··· AVAILABLE DATA ···
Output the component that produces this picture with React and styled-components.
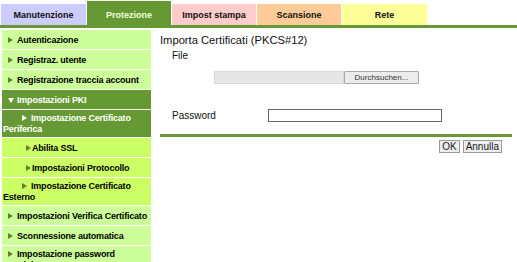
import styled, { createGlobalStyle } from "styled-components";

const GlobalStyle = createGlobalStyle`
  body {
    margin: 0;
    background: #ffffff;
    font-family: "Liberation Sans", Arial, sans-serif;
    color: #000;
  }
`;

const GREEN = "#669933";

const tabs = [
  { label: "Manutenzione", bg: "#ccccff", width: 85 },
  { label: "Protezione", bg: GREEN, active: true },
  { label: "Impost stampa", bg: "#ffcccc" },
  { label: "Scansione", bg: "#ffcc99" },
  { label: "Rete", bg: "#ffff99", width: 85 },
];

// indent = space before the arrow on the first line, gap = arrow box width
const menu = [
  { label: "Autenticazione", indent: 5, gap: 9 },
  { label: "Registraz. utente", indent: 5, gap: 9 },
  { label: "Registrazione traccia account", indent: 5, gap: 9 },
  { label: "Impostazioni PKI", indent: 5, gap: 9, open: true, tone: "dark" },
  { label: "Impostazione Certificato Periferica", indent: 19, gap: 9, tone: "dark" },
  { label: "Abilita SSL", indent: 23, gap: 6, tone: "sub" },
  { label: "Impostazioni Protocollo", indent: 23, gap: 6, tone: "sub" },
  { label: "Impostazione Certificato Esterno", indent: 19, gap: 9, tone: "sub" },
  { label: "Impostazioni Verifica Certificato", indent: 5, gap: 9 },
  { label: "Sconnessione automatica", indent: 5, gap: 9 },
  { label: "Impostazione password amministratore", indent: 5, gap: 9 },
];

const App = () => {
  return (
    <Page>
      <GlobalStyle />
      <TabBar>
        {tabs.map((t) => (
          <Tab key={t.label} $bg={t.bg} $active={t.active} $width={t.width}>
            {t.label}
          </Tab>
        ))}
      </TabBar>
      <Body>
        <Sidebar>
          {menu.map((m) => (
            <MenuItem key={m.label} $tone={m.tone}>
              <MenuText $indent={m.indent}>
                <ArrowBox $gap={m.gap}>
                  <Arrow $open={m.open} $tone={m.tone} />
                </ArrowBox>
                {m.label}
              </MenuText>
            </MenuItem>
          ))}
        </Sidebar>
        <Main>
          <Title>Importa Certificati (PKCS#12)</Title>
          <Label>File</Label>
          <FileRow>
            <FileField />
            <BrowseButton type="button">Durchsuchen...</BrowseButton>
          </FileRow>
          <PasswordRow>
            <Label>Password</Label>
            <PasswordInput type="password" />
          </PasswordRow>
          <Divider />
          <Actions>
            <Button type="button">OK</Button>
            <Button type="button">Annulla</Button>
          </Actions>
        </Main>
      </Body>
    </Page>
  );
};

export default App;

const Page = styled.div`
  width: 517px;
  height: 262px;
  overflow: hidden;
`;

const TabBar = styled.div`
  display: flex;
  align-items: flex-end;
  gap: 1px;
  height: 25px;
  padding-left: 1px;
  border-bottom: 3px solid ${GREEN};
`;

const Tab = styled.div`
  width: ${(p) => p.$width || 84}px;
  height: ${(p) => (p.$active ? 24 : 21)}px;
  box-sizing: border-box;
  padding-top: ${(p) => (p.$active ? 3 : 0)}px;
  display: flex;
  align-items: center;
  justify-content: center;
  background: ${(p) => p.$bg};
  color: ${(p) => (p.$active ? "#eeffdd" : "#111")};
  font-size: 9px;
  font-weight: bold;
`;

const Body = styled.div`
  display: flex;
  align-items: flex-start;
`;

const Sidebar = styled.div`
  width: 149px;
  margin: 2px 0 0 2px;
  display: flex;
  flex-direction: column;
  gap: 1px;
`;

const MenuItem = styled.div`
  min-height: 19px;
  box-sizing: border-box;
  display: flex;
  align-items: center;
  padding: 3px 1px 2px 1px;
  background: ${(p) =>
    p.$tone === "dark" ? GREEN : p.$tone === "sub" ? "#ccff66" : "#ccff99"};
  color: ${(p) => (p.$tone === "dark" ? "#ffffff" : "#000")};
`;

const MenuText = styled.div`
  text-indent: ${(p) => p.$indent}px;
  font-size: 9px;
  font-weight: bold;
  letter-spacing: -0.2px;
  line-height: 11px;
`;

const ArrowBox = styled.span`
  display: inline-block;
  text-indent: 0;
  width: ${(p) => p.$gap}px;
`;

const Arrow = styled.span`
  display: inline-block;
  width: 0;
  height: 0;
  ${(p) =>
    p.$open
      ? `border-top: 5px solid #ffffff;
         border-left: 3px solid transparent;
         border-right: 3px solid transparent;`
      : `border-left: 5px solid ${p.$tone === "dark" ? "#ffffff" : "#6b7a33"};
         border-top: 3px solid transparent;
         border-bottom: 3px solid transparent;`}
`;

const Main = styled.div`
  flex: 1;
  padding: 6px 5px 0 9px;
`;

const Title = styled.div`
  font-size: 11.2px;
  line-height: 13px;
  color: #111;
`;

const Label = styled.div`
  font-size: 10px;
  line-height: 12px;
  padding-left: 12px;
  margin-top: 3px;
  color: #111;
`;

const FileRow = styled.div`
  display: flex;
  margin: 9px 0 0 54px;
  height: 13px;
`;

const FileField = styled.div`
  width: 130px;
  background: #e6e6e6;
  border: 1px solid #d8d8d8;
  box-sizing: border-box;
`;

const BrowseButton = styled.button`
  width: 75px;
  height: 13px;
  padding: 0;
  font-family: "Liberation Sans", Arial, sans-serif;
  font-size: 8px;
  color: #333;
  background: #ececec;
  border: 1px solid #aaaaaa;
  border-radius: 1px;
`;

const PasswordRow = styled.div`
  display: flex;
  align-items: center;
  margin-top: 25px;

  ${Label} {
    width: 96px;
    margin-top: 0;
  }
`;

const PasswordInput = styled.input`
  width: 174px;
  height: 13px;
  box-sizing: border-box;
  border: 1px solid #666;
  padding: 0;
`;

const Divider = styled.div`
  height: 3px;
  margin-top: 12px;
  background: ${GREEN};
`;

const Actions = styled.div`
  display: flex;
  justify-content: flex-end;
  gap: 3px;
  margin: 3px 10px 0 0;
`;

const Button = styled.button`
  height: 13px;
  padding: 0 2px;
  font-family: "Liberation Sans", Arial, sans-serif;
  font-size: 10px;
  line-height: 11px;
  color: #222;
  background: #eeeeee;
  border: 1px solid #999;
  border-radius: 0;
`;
···
Transcribe the preceding listing in its entirety and with exact wording, leaving out pictures.

Output the component that produces this picture with React and styled-components.
import styled, { createGlobalStyle } from "styled-components";

const GlobalStyle = createGlobalStyle`
  body {
    margin: 0;
    background: #ffffff;
    font-family: "Liberation Sans", Arial, sans-serif;
    color: #000;
  }
`;

const GREEN = "#669933";

const tabs = [
  { label: "Manutenzione", bg: "#ccccff", width: 85 },
  { label: "Protezione", bg: GREEN, active: true },
  { label: "Impost stampa", bg: "#ffcccc" },
  { label: "Scansione", bg: "#ffcc99" },
  { label: "Rete", bg: "#ffff99", width: 85 },
];

// indent = space before the arrow on the first line, gap = arrow box width
const menu = [
  { label: "Autenticazione", indent: 5, gap: 9 },
  { label: "Registraz. utente", indent: 5, gap: 9 },
  { label: "Registrazione traccia account", indent: 5, gap: 9 },
  { label: "Impostazioni PKI", indent: 5, gap: 9, open: true, tone: "dark" },
  { label: "Impostazione Certificato Periferica", indent: 19, gap: 9, tone: "dark" },
  { label: "Abilita SSL", indent: 23, gap: 6, tone: "sub" },
  { label: "Impostazioni Protocollo", indent: 23, gap: 6, tone: "sub" },
  { label: "Impostazione Certificato Esterno", indent: 19, gap: 9, tone: "sub" },
  { label: "Impostazioni Verifica Certificato", indent: 5, gap: 9 },
  { label: "Sconnessione automatica", indent: 5, gap: 9 },
  { label: "Impostazione password amministratore", indent: 5, gap: 9 },
];

const App = () => {
  return (
    <Page>
      <GlobalStyle />
      <TabBar>
        {tabs.map((t) => (
          <Tab key={t.label} $bg={t.bg} $active={t.active} $width={t.width}>
            {t.label}
          </Tab>
        ))}
      </TabBar>
      <Body>
        <Sidebar>
          {menu.map((m) => (
            <MenuItem key={m.label} $tone={m.tone}>
              <MenuText $indent={m.indent}>
                <ArrowBox $gap={m.gap}>
                  <Arrow $open={m.open} $tone={m.tone} />
                </ArrowBox>
                {m.label}
              </MenuText>
            </MenuItem>
          ))}
        </Sidebar>
        <Main>
          <Title>Importa Certificati (PKCS#12)</Title>
          <Label>File</Label>
          <FileRow>
            <FileField />
            <BrowseButton type="button">Durchsuchen...</BrowseButton>
          </FileRow>
          <PasswordRow>
            <Label>Password</Label>
            <PasswordInput type="password" />
          </PasswordRow>
          <Divider />
          <Actions>
            <Button type="button">OK</Button>
            <Button type="button">Annulla</Button>
          </Actions>
        </Main>
      </Body>
    </Page>
  );
};

export default App;

const Page = styled.div`
  width: 517px;
  height: 262px;
  overflow: hidden;
`;

const TabBar = styled.div`
  display: flex;
  align-items: flex-end;
  gap: 1px;
  height: 25px;
  padding-left: 1px;
  border-bottom: 3px solid ${GREEN};
`;

const Tab = styled.div`
  width: ${(p) => p.$width || 84}px;
  height: ${(p) => (p.$active ? 24 : 21)}px;
  box-sizing: border-box;
  padding-top: ${(p) => (p.$active ? 3 : 0)}px;
  display: flex;
  align-items: center;
  justify-content: center;
  background: ${(p) => p.$bg};
  color: ${(p) => (p.$active ? "#eeffdd" : "#111")};
  font-size: 9px;
  font-weight: bold;
`;

const Body = styled.div`
  display: flex;
  align-items: flex-start;
`;

const Sidebar = styled.div`
  width: 149px;
  margin: 2px 0 0 2px;
  display: flex;
  flex-direction: column;
  gap: 1px;
`;

const MenuItem = styled.div`
  min-height: 19px;
  box-sizing: border-box;
  display: flex;
  align-items: center;
  padding: 3px 1px 2px 1px;
  background: ${(p) =>
    p.$tone === "dark" ? GREEN : p.$tone === "sub" ? "#ccff66" : "#ccff99"};
  color: ${(p) => (p.$tone === "dark" ? "#ffffff" : "#000")};
`;

const MenuText = styled.div`
  text-indent: ${(p) => p.$indent}px;
  font-size: 9px;
  font-weight: bold;
  letter-spacing: -0.2px;
  line-height: 11px;
`;

const ArrowBox = styled.span`
  display: inline-block;
  text-indent: 0;
  width: ${(p) => p.$gap}px;
`;

const Arrow = styled.span`
  display: inline-block;
  width: 0;
  height: 0;
  ${(p) =>
    p.$open
      ? `border-top: 5px solid #ffffff;
         border-left: 3px solid transparent;
         border-right: 3px solid transparent;`
      : `border-left: 5px solid ${p.$tone === "dark" ? "#ffffff" : "#6b7a33"};
         border-top: 3px solid transparent;
         border-bottom: 3px solid transparent;`}
`;

const Main = styled.div`
  flex: 1;
  padding: 6px 5px 0 9px;
`;

const Title = styled.div`
  font-size: 11.2px;
  line-height: 13px;
  color: #111;
`;

const Label = styled.div`
  font-size: 10px;
  line-height: 12px;
  padding-left: 12px;
  margin-top: 3px;
  color: #111;
`;

const FileRow = styled.div`
  display: flex;
  margin: 9px 0 0 54px;
  height: 13px;
`;

const FileField = styled.div`
  width: 130px;
  background: #e6e6e6;
  border: 1px solid #d8d8d8;
  box-sizing: border-box;
`;

const BrowseButton = styled.button`
  width: 75px;
  height: 13px;
  padding: 0;
  font-family: "Liberation Sans", Arial, sans-serif;
  font-size: 8px;
  color: #333;
  background: #ececec;
  border: 1px solid #aaaaaa;
  border-radius: 1px;
`;

const PasswordRow = styled.div`
  display: flex;
  align-items: center;
  margin-top: 25px;

  ${Label} {
    width: 96px;
    margin-top: 0;
  }
`;

const PasswordInput = styled.input`
  width: 174px;
  height: 13px;
  box-sizing: border-box;
  border: 1px solid #666;
  padding: 0;
`;

const Divider = styled.div`
  height: 3px;
  margin-top: 12px;
  background: ${GREEN};
`;

const Actions = styled.div`
  display: flex;
  justify-content: flex-end;
  gap: 3px;
  margin: 3px 10px 0 0;
`;

const Button = styled.button`
  height: 13px;
  padding: 0 2px;
  font-family: "Liberation Sans", Arial, sans-serif;
  font-size: 10px;
  line-height: 11px;
  color: #222;
  background: #eeeeee;
  border: 1px solid #999;
  border-radius: 0;
`;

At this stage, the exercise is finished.